No, Bruce Poliquin is bound to see this through, to finish this task. In so doing,perhaps, he can raise the awareness of the, too often, apathetic voter. Maybe there can arise enough passion to repeal this travesty.

-Andy Torbett

When a Plan Comes Together

 

Political irony is on full display in Maine. The staple of many a politician, hypocrisy has now been foisted upon the voting process. Ranked Choice Voting, toddling mere months into it’s infancy, was found unconstitutional by the State Supreme Court for use in State elections, has now mired the state into the muck of necessary legal challenges into its Federal constitutionality, and media punditry has circled the wagons around their collective talking point that challenging RCV at the Federal level erodes the peoples’ confidence in the “institution” of voting, seemingly oblivious to the millions of dollars, and years of political spin, spent on ads, campaign mailings, and signature drives, all in a effort to erode the voters’ confidence in Maine’s already constitutionally established voting system.

Here, the time proven political ploy of accusing your opponent of the very thing to which you are guilty is so stark it cannot be veiled. Could it be that the so-called “erosion” of voter confidence is not the result of inevitable legal challenges by a candidate, but a collective “aha” moment as Maine voters began to pull the propaganda veil away to reveal yet another political con game?

Ranked Choice Voting was passed by peoples’ referendum, a process which has been criticized roundly from all sides of the political spectrum. Because the process does not require signatures to be gathered proportionally by each county, the process becomes a people’s referendum of the most populated areas not the whole of Maine. Why plod along the byways and dusty ways of Piscataquis County, when you can gather all the signatures you need in Portland?

It stands to reason, at it’s inception, from the Referendum process on, Ranked Choice Voting was the will of the voters in the 1st Congressional District. The 2nd Congressional District would not have been fertile ground for signature gathering towards an perceived anti-LePage referendum. It was the 2nd District whose votes swung LePage over the top to victory, and that was reflected when CD2 voted down the referendum by 20,000 votes.

Still, CD1 votes won the day. RCV was immediately challenged in court and ruled unconstitutional. The ruling could only apply to the state constitution; therefore, state elections remained one vote for one person, while Federal elections remained in limbo until they could be challenged at the Federal level.

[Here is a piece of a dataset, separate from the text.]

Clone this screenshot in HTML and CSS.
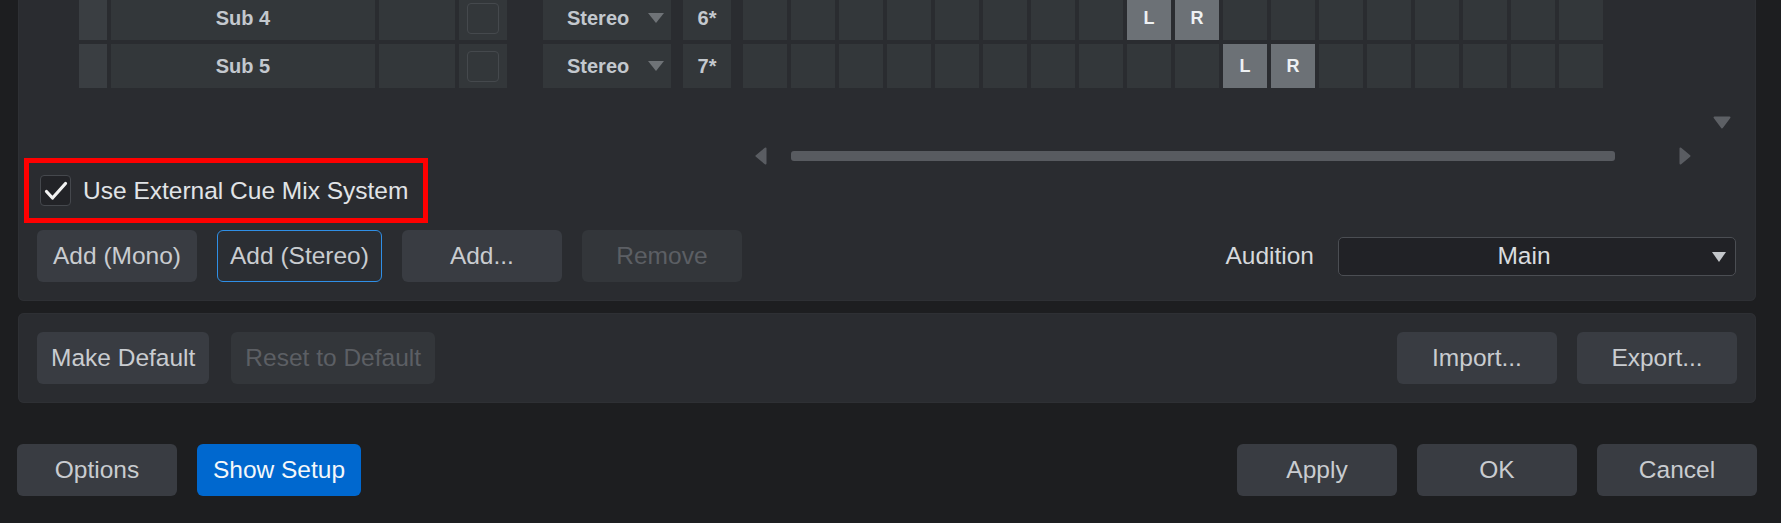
FILE: index.html
```html
<!DOCTYPE html>
<html>
<head>
<meta charset="utf-8">
<link rel="stylesheet" href="styles.css">
</head>
<body>
<div class="page">
  <section class="panel panel-main">
    <div class="grid">
      <div class="row">
        <div class="cell c-idx"></div>
        <div class="cell c-name">Sub 4</div>
        <div class="cell c-blank"></div>
        <div class="cell c-chk"><span class="mini-box"></span></div>
        <div class="cell c-type"><span>Stereo</span><span class="tri-down small"></span></div>
        <div class="cell c-ch">6*</div>
        <div class="matrix">
          <div class="cell m"></div><div class="cell m"></div><div class="cell m"></div><div class="cell m"></div><div class="cell m"></div><div class="cell m"></div><div class="cell m"></div><div class="cell m"></div>
          <div class="cell m on">L</div><div class="cell m on">R</div>
          <div class="cell m"></div><div class="cell m"></div><div class="cell m"></div><div class="cell m"></div><div class="cell m"></div><div class="cell m"></div><div class="cell m"></div><div class="cell m"></div>
        </div>
      </div>
      <div class="row">
        <div class="cell c-idx"></div>
        <div class="cell c-name">Sub 5</div>
        <div class="cell c-blank"></div>
        <div class="cell c-chk"><span class="mini-box"></span></div>
        <div class="cell c-type"><span>Stereo</span><span class="tri-down small"></span></div>
        <div class="cell c-ch">7*</div>
        <div class="matrix">
          <div class="cell m"></div><div class="cell m"></div><div class="cell m"></div><div class="cell m"></div><div class="cell m"></div><div class="cell m"></div><div class="cell m"></div><div class="cell m"></div><div class="cell m"></div><div class="cell m"></div>
          <div class="cell m on">L</div><div class="cell m on">R</div>
          <div class="cell m"></div><div class="cell m"></div><div class="cell m"></div><div class="cell m"></div><div class="cell m"></div><div class="cell m"></div>
        </div>
      </div>
    </div>

    <div class="vscroll-row">
      <svg class="scroll-down" width="18" height="13" viewBox="0 0 18 13"><path d="M1.5 1.5 H16.5 L9 11.5 Z" fill="#5d6065" stroke="#5d6065" stroke-width="2" stroke-linejoin="round"/></svg>
    </div>

    <div class="hscroll-row">
      <svg class="arrow-left" width="12" height="18" viewBox="0 0 12 18"><path d="M10.5 1.5 V16.5 L1.5 9 Z" fill="#5a5d62" stroke="#5a5d62" stroke-width="2" stroke-linejoin="round"/></svg>
      <div class="hbar"></div>
      <svg class="arrow-right" width="12" height="18" viewBox="0 0 12 18"><path d="M1.5 1.5 V16.5 L10.5 9 Z" fill="#5a5d62" stroke="#5a5d62" stroke-width="2" stroke-linejoin="round"/></svg>
    </div>

    <div class="check-row">
      <span class="checkbox">
        <svg width="31" height="31" viewBox="0 0 31 31"><path d="M6.5 16.5 L12.5 23 L25.5 8.5" fill="none" stroke="#f2f2f2" stroke-width="3.2" stroke-linecap="round" stroke-linejoin="round"/></svg>
      </span>
      <span class="check-label">Use External Cue Mix System</span>
      <div class="annotation"></div>
    </div>

    <div class="btn-row">
      <button class="btn">Add (Mono)</button>
      <button class="btn focus">Add (Stereo)</button>
      <button class="btn">Add...</button>
      <button class="btn disabled">Remove</button>
      <div class="spacer"></div>
      <span class="field-label">Audition</span>
      <div class="dropdown"><span class="dd-text">Main</span><span class="tri-down dd-arrow"></span></div>
    </div>
  </section>

  <section class="panel panel-presets">
    <button class="btn">Make Default</button>
    <button class="btn disabled">Reset to Default</button>
    <div class="spacer"></div>
    <button class="btn">Import...</button>
    <button class="btn">Export...</button>
  </section>

  <footer class="footer">
    <button class="btn">Options</button>
    <button class="btn primary">Show Setup</button>
    <div class="spacer"></div>
    <button class="btn">Apply</button>
    <button class="btn">OK</button>
    <button class="btn">Cancel</button>
  </footer>
</div>
</body>
</html>
```

FILE: styles.css
```css
* { box-sizing: border-box; }

html, body {
  margin: 0;
  padding: 0;
  width: 1781px;
  height: 523px;
  overflow: hidden;
  background: #1d1e20;
  font-family: "Liberation Sans", Arial, sans-serif;
}

.page {
  padding: 0 25px 0 18px;
}

.panel {
  background: #2a2c30;
  border-radius: 6px;
  box-shadow: inset 0 0 0 1px #2e3034;
}

.panel-main {
  margin-top: -20px;
  padding: 16px 20px 19px 19px;
  display: flex;
  flex-direction: column;
}

/* ---------- channel grid ---------- */
.grid {
  display: flex;
  flex-direction: column;
  gap: 4px;
  margin-left: 42px;
}

.row {
  display: flex;
  gap: 4px;
  height: 44px;
}

.cell {
  height: 44px;
  background: #33373a;
  color: #c3c8ce;
  font-weight: bold;
  font-size: 20px;
  display: flex;
  align-items: center;
  justify-content: center;
}

.c-idx { width: 28px; background: #3a3e42; }
.c-name { width: 264px; }
.c-blank { width: 76px; }
.c-chk { width: 48px; }
.c-type {
  width: 128px;
  margin-left: 32px;
  justify-content: space-between;
  padding: 0 7px 0 24px;
}
.c-ch { width: 48px; margin-left: 8px; }

.mini-box {
  width: 32px;
  height: 31px;
  border: 1.5px solid #45494d;
  border-radius: 4px;
}

.matrix {
  display: flex;
  gap: 4px;
  margin-left: 8px;
}

.m { width: 44px; }
.m.on {
  background: #6c7176;
  color: #eef1f3;
  font-size: 18px;
}

.tri-down {
  width: 0;
  height: 0;
  border-left: 8px solid transparent;
  border-right: 8px solid transparent;
  border-top: 10px solid #6f7377;
}

/* ---------- scroll controls ---------- */
.vscroll-row {
  display: flex;
  justify-content: flex-end;
  margin-top: 28px;
  height: 13px;
  padding-right: 5px;
}

.scroll-down { display: block; }

.hscroll-row {
  display: flex;
  align-items: center;
  margin-top: 18px;
  height: 17px;
  padding-left: 718px;
}

.arrow-left, .arrow-right { display: block; }

.hbar {
  width: 824px;
  height: 10px;
  border-radius: 3px;
  background: #585b60;
  margin-left: 24px;
  margin-right: 64px;
}

/* ---------- checkbox ---------- */
.check-row {
  position: relative;
  display: flex;
  align-items: center;
  margin-top: 11px;
  height: 31px;
}

.checkbox {
  width: 31px;
  height: 31px;
  margin-left: 3px;
  background: #222327;
  border: 1.5px solid #45484d;
  border-radius: 4px;
  display: flex;
  align-items: center;
  justify-content: center;
}

.checkbox svg { display: block; flex: none; }

.check-label {
  margin-left: 12px;
  font-size: 24.5px;
  color: #e1e4e7;
}

.annotation {
  position: absolute;
  left: -13px;
  top: -17px;
  width: 404px;
  height: 65px;
  border: 5px solid #ff0000;
}

/* ---------- buttons ---------- */
.btn-row {
  display: flex;
  align-items: center;
  gap: 20px;
  margin-top: 24px;
  height: 52px;
}

.spacer { flex: 1; }

.btn {
  height: 52px;
  min-width: 160px;
  padding: 0 14px;
  border: none;
  border-radius: 6px;
  background: #393c42;
  color: #c9ccd0;
  font-family: "Liberation Sans", Arial, sans-serif;
  font-size: 24.5px;
  display: flex;
  align-items: center;
  justify-content: center;
}

.btn.focus {
  background: #2b2e33;
  border: 1.5px solid #2f8fe6;
  color: #c9ccd0;
  padding: 0 12px;
}

.btn.disabled {
  background: #33363a;
  color: #5c5f64;
}

.btn.primary {
  background: #0068cf;
  color: #f4f7fa;
  min-width: 164px;
}

.field-label {
  font-size: 24.5px;
  color: #d6d9dc;
  margin-right: 4px;
}

.dropdown {
  width: 398px;
  height: 39px;
  background: #212226;
  border: 1.5px solid #4b4e53;
  border-radius: 5px;
  display: flex;
  align-items: center;
  position: relative;
  padding-right: 26px;
}

.dd-text {
  flex: 1;
  text-align: center;
  font-size: 24.5px;
  color: #d9dcdf;
}

.dd-arrow {
  position: absolute;
  right: 9px;
  top: 14px;
  border-left-width: 7px;
  border-right-width: 7px;
  border-top: 10px solid #c3c6ca;
}

/* ---------- presets panel ---------- */
.panel-presets {
  margin-top: 12px;
  padding: 19px 19px 19px 19px;
  display: flex;
  align-items: center;
  gap: 22px;
}

.panel-presets .btn:nth-last-child(1) { margin-left: -2px; }

/* ---------- footer ---------- */
.footer {
  display: flex;
  align-items: center;
  gap: 20px;
  margin: 41px -1px 0 -1px;
}
```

It was no surprise that the only Congressional District that RCV would effect would be CD2. CD1 would not, and for that matter, will never face an RCV challenge, as it is rumored that Cumberland County is a gated county that requires proof of registration with the Democrat Party before residency. It should be noted that this writer has yet to confirm the veracity of said rumor.

Sarcasm and cynicism aside, at every step in its brief infantile history, Ranked Choice has been the majority wish of one political demographic, CD1. Unfortunately, CD2 is bearing the repercussions of that wish. Ironically, without legal intervention, CD1 now enjoys two Representatives for the will of its voters and CD2 has none.